Rumour has it that a new law states that if one goes through a red light one gets beaten up and put into jail for a week!
1 March
Sol phoned this morning and I took it in bed on my new cordless. I love it. Yesterday Daphne called and I sat and talked to her under the palm trees so that she could get the feel of it. Sometimes I don’t work it correctly and it switches off. My passport arrived from Amman. Salvi is back, bedraggled and cut up all over. He is again s
leeping peacefully on his blanket after more than a month.
2 March
Everyone is talking about the UN delivering rations to the masses. Ma insists that there is a ship in Basra full of apples and bananas. By the time they sort out the distribution, the bananas will have rotted. Those who receive UN rations will have their Iraqi rations cut, or so say the rumours. Zuhair came today and said that France, the UK and the USA will distribute the rations. Twenty-one items per person, including cans and chocolate. No one knows anything. I think it’s all talk, like the endless talk about prices and the cost of everything – it’s driving me crazy.
I’m selling everything I don’t need from my ceramic days and spending the money as quickly as it comes in. I buy truffles or anything else that I want. There’s no point in keeping the money, valueless, photocopied stuff. Who wants to live with a bank full of money and not eat truffles while the season lasts?
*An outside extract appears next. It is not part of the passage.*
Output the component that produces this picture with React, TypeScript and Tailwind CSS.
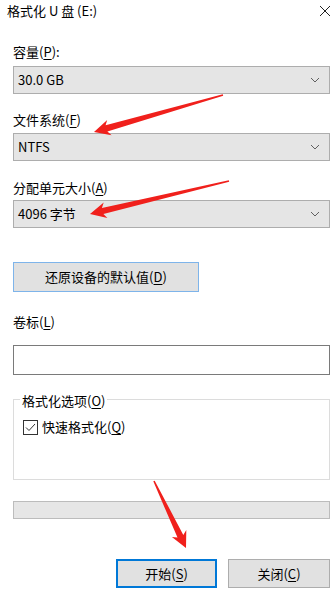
const font = 'font-["Microsoft_YaHei_UI","Noto_Sans_CJK_SC","Noto_Sans",sans-serif]';

function Chevron() {
  return (
    <svg width="10" height="6" viewBox="0 0 10 6" className="shrink-0">
      <polyline points="1,1 5,5 9,1" fill="none" stroke="#606060" strokeWidth="1" />
    </svg>
  );
}

function Select({ value }: { value: string }) {
  return (
    <div className="flex h-[28px] items-center justify-between border border-[#adadad] bg-[#e5e5e5] pl-[4px] pr-[9px]">
      <span>{value}</span>
      <Chevron />
    </div>
  );
}

function Key({ k }: { k: string }) {
  return <u className="underline-offset-2">{k}</u>;
}

// tapered red arrow from tail to tip
function arrowPoints(tx: number, ty: number, px: number, py: number) {
  const dx = px - tx;
  const dy = py - ty;
  const len = Math.hypot(dx, dy);
  const ux = dx / len;
  const uy = dy / len;
  const nx = -uy;
  const ny = ux;
  const headLen = 16;
  const headW = 8;
  const baseW = 3.2;
  const tailW = 0.8;
  const bx = px - ux * headLen;
  const by = py - uy * headLen;
  const pts = [
    [tx + nx * tailW, ty + ny * tailW],
    [bx + ux * 3 + nx * baseW, by + uy * 3 + ny * baseW],
    [bx + nx * headW, by + ny * headW],
    [px, py],
    [bx - nx * headW, by - ny * headW],
    [bx + ux * 3 - nx * baseW, by + uy * 3 - ny * baseW],
    [tx - nx * tailW, ty - ny * tailW],
  ];
  return pts.map((p) => p.map((v) => v.toFixed(1)).join(',')).join(' ');
}

export default function App() {
  return (
    <div className={`relative h-[593px] w-[334px] overflow-hidden bg-white text-[13px] leading-[16px] text-black ${font}`}>
      <div className="flex h-[20px] items-center justify-between pl-[7px] pr-[3px] pt-[1px]">
        <span>格式化 U 盘 (E:)</span>
        <svg width="12" height="12" viewBox="0 0 12 12">
          <path d="M1 1 L11 11 M11 1 L1 11" stroke="#222" strokeWidth="1" />
        </svg>
      </div>

      <div className="flex flex-col pl-[13px] pr-[4px]">
        <div className="mt-[24px]">
          容量(<Key k="P" />):
        </div>
        <div className="mt-[6px]">
          <Select value="30.0 GB" />
        </div>

        <div className="mt-[18px]">
          文件系统(<Key k="F" />)
        </div>
        <div className="mt-[5px]">
          <Select value="NTFS" />
        </div>

        <div className="mt-[19px]">
          分配单元大小(<Key k="A" />)
        </div>
        <div className="mt-[4px]">
          <Select value="4096 字节" />
        </div>

        <div className="mt-[34px] flex h-[30px] w-[186px] items-center justify-center border border-[#7eb4ea] bg-[#e1e1e1]">
          还原设备的默认值(<Key k="D" />)
        </div>

        <div className="mt-[22px]">
          卷标(<Key k="L" />)
        </div>
        <div className="mt-[15px] h-[30px] border border-[#7a7a7a] bg-white" />

        <div className="relative mt-[24px] h-[81px] border border-[#dcdcdc]">
          <span className="absolute -top-[7px] left-[6px] bg-white px-[2px]">
            格式化选项(<Key k="O" />)
          </span>
          <div className="ml-[9px] mt-[19px] flex items-center gap-[4px]">
            <svg width="15" height="15" viewBox="0 0 15 15">
              <rect x="0.5" y="0.5" width="14" height="14" fill="white" stroke="#333" />
              <polyline points="3,7.5 6,10.5 12,4" fill="none" stroke="#333" strokeWidth="1" />
            </svg>
            <span>
              快速格式化(<Key k="Q" />)
            </span>
          </div>
        </div>

        <div className="mt-[21px] h-[18px] border border-[#bcbcbc] bg-[#e6e6e6]" />

        <div className="mt-[40px] flex justify-end gap-[11px]">
          <div className="flex h-[29px] w-[101px] items-center justify-center border-2 border-[#0078d7] bg-[#e1e1e1]">
            开始(<Key k="S" />)
          </div>
          <div className="flex h-[29px] w-[102px] items-center justify-center border border-[#adadad] bg-[#e1e1e1]">
            关闭(<Key k="C" />)
          </div>
        </div>
      </div>

      <svg className="pointer-events-none absolute inset-0" width="334" height="593">
        <polygon points={arrowPoints(223, 95, 94, 132)} fill="#f0201c" />
        <polygon points={arrowPoints(229, 181, 90, 214)} fill="#f0201c" />
        <polygon points={arrowPoints(154, 481, 186, 548)} fill="#f0201c" />
      </svg>
    </div>
  );
}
Abu Muhsin tells Umm Raad to cook a watery vegetable stew because Adiba doesn’t like it that way. He tells Adiba to eat dates and bread, and that the food is for him alone. He has millions in the bank, is ill and is likely to pop off any minute, but he’ll hang in there until he sees Adiba into her grave. He’s in no hurry to face his enemies when he goes. Every time I see Adiba, she tells me that I was clever not to have married. She rushed off to put in her false teeth before she told us our fortune in the coffee cups. I have victory and a sword. I told them about a crazy dream I had the other night: I threw myself off a ten- or twelve-storey building because it was the only way I could get down. I wasn’t afraid and it was fun. All the people below were yelling, ‘You’re going to die,’ and they tried to catch me so that I wouldn’t fall hard on the ground, but I fell softly and all was fine. Since I’m wearing my third chap on a seal, I dream every night like crazy – I put the stone under my pillow and dream away. I think he’s Parthian, but he may be Sassanian – lovely hairstyle and beard.